A stone commemorating Lieutenant Gleeson stands in Carlow. A plaque for Sergeant Gaynor was installed in Blanchardstown. Across Ireland, the Niemba ambush occupies a place in national memory that is part grief, part pride, and part unresolved question about the costs of peacekeeping for a small, neutral nation. Scholar Fionn Rogan has argued that the massacre had a corrosive effect on Irish public opinion, eroding the strong initial support for the Congo mission. The ambush also illuminated the impossible position of peacekeepers caught between warring factions in a conflict they barely understood. The Baluba who attacked the patrol were not acting out of malice toward Ireland -- they were responding to massacres committed by European mercenaries weeks earlier. In the fog of the Congo Crisis, the men from Dublin and Carlow and Blanchardstown were mistaken for their persecutors, and paid for it with their lives.

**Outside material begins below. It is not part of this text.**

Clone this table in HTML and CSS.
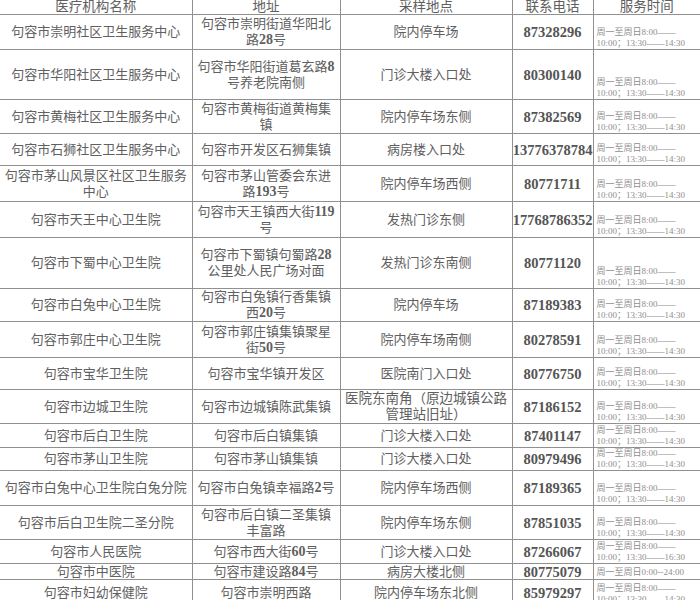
FILE: index.html
```html
<!DOCTYPE html>
<html lang="zh">
<head>
<meta charset="utf-8">
<link rel="stylesheet" href="styles.css">
</head>
<body>
<table class="sites">
<colgroup>
<col class="c-name"><col class="c-addr"><col class="c-place"><col class="c-tel"><col class="c-time">
</colgroup>
<thead>
<tr><th>医疗机构名称</th><th>地址</th><th>采样地点</th><th>联系电话</th><th>服务时间</th></tr>
</thead>
<tbody>
<tr><td>句容市崇明社区卫生服务中心</td><td>句容市崇明街道华阳北<br>路<span class="d">28</span>号</td><td>院内停车场</td><td class="tel">87328296</td><td class="time">周一至周日8:00——<br>10:00；13:30——14:30</td></tr>
<tr><td>句容市华阳社区卫生服务中心</td><td>句容市华阳街道葛玄路<span class="d">8</span><br>号养老院南侧</td><td>门诊大楼入口处</td><td class="tel">80300140</td><td class="time">周一至周日8:00——<br>10:00；13:30——14:30</td></tr>
<tr><td>句容市黄梅社区卫生服务中心</td><td>句容市黄梅街道黄梅集<br>镇</td><td>院内停车场东侧</td><td class="tel">87382569</td><td class="time">周一至周日8:00——<br>10:00；13:30——14:30</td></tr>
<tr><td>句容市石狮社区卫生服务中心</td><td>句容市开发区石狮集镇</td><td>病房楼入口处</td><td class="tel">13776378784</td><td class="time">周一至周日8:00——<br>10:00；13:30——14:30</td></tr>
<tr><td>句容市茅山风景区社区卫生服务<br>中心</td><td>句容市茅山管委会东进<br>路<span class="d">193</span>号</td><td>院内停车场西侧</td><td class="tel">80771711</td><td class="time">周一至周日8:00——<br>10:00；13:30——14:30</td></tr>
<tr><td>句容市天王中心卫生院</td><td>句容市天王镇西大街<span class="d">119</span><br>号</td><td>发热门诊东侧</td><td class="tel">17768786352</td><td class="time">周一至周日8:00——<br>10:00；13:30——14:30</td></tr>
<tr><td>句容市下蜀中心卫生院</td><td>句容市下蜀镇句蜀路<span class="d">28</span><br>公里处人民广场对面</td><td>发热门诊东南侧</td><td class="tel">80771120</td><td class="time">周一至周日8:00——<br>10:00；13:30——14:30</td></tr>
<tr><td>句容市白兔中心卫生院</td><td>句容市白兔镇行香集镇<br>西<span class="d">20</span>号</td><td>院内停车场</td><td class="tel">87189383</td><td class="time">周一至周日8:00——<br>10:00；13:30——14:30</td></tr>
<tr><td>句容市郭庄中心卫生院</td><td>句容市郭庄镇集镇聚星<br>街<span class="d">50</span>号</td><td>院内停车场南侧</td><td class="tel">80278591</td><td class="time">周一至周日8:00——<br>10:00；13:30——14:30</td></tr>
<tr><td>句容市宝华卫生院</td><td>句容市宝华镇开发区</td><td>医院南门入口处</td><td class="tel">80776750</td><td class="time">周一至周日8:00——<br>10:00；13:30——14:30</td></tr>
<tr><td>句容市边城卫生院</td><td>句容市边城镇陈武集镇</td><td class="wide">医院东南角（原边城镇公路<br>管理站旧址）</td><td class="tel">87186152</td><td class="time">周一至周日8:00——<br>10:00；13:30——14:30</td></tr>
<tr><td>句容市后白卫生院</td><td>句容市后白镇集镇</td><td>门诊大楼入口处</td><td class="tel">87401147</td><td class="time">周一至周日8:00——<br>10:00；13:30——14:30</td></tr>
<tr><td>句容市茅山卫生院</td><td>句容市茅山镇集镇</td><td>门诊大楼入口处</td><td class="tel">80979496</td><td class="time">周一至周日8:00——<br>10:00；13:30——14:30</td></tr>
<tr><td>句容市白兔中心卫生院白兔分院</td><td>句容市白兔镇幸福路<span class="d">2</span>号</td><td>院内停车场西侧</td><td class="tel">87189365</td><td class="time">周一至周日8:00——<br>10:00；13:30——14:30</td></tr>
<tr><td>句容市后白卫生院二圣分院</td><td>句容市后白镇二圣集镇<br>丰富路</td><td>院内停车场东侧</td><td class="tel">87851035</td><td class="time">周一至周日8:00——<br>10:00；13:30——14:30</td></tr>
<tr><td>句容市人民医院</td><td>句容市西大街<span class="d">60</span>号</td><td>门诊大楼入口处</td><td class="tel">87266067</td><td class="time">周一至周日8:00——<br>10:00；13:30——16:30</td></tr>
<tr><td>句容市中医院</td><td>句容市建设路<span class="d">84</span>号</td><td>病房大楼北侧</td><td class="tel">80775079</td><td class="time">周一至周日0:00--24:00</td></tr>
<tr><td>句容市妇幼保健院</td><td>句容市崇明西路</td><td>院内停车场东北侧</td><td class="tel">85979297</td><td class="time">周一至周日8:00——<br>10:00；13:30——14:30</td></tr>
</tbody>
</table>
</body>
</html>
```

FILE: styles.css
```css
html, body {
  margin: 0;
  padding: 0;
  background: #fff;
  overflow: hidden;
}

.sites {
  border-collapse: collapse;
  table-layout: fixed;
  width: 700px;
  font-family: "Liberation Serif", "Noto Sans CJK SC", serif;
  color: #606060;
}

.c-name { width: 192px; }
.c-addr { width: 148px; }
.c-place { width: 172px; }
.c-tel { width: 81px; }
.c-time { width: 107px; }

.sites th,
.sites td {
  border: 1px solid #909090;
  padding: 0;
  text-align: center;
  vertical-align: middle;
  white-space: nowrap;
  overflow: hidden;
  font-size: 13px;
  line-height: 16px;
  font-weight: 400;
}

.sites th {
  border-top: none;
  height: 14px;
  line-height: 14px;
  font-size: 13.5px;
  color: #606060;
}

.sites tr > :first-child { border-left: none; }
.sites tr > :last-child { border-right: none; }

.sites td.tel {
  font-size: 14.5px;
  font-weight: 700;
  color: #555;
}

.sites td.time {
  text-align: left;
  vertical-align: bottom;
  padding-left: 3px;
  font-size: 9px;
  line-height: 11px;
  color: #8e8e8e;
}

.sites td.wide { font-size: 13.5px; }

.d { font-weight: 700; font-size: 14px; }

.sites tbody tr:nth-child(1) { height: 35px; }
.sites tbody tr:nth-child(2) { height: 50px; }
.sites tbody tr:nth-child(3) { height: 34px; }
.sites tbody tr:nth-child(4) { height: 32px; }
.sites tbody tr:nth-child(5) { height: 36px; }
.sites tbody tr:nth-child(6) { height: 36px; }
.sites tbody tr:nth-child(7) { height: 51px; }
.sites tbody tr:nth-child(8) { height: 33px; }
.sites tbody tr:nth-child(9) { height: 36px; }
.sites tbody tr:nth-child(10) { height: 32px; }
.sites tbody tr:nth-child(11) { height: 34px; }
.sites tbody tr:nth-child(12) { height: 24px; }
.sites tbody tr:nth-child(13) { height: 22px; }
.sites tbody tr:nth-child(14) { height: 35px; }
.sites tbody tr:nth-child(15) { height: 34px; }
.sites tbody tr:nth-child(16) { height: 24px; }
.sites tbody tr:nth-child(17) { height: 16px; }
.sites tbody tr:nth-child(17) td { line-height: 14px; }
.sites tbody tr:nth-child(18) { height: 26px; }
```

Located at approximately 6.04S, 27.47E near the former railway station at Niemba in what is now Tanganyika Province, DRC. The area is remote and heavily vegetated. No significant airport nearby; the closest major airfield is at Kalemie (ICAO: FZRF) on Lake Tanganyika to the east, or Manono. Recommended viewing altitude: 5,000-10,000 ft to see the terrain and former rail line. The area receives heavy rainfall and visibility can be limited during the wet season (October-April).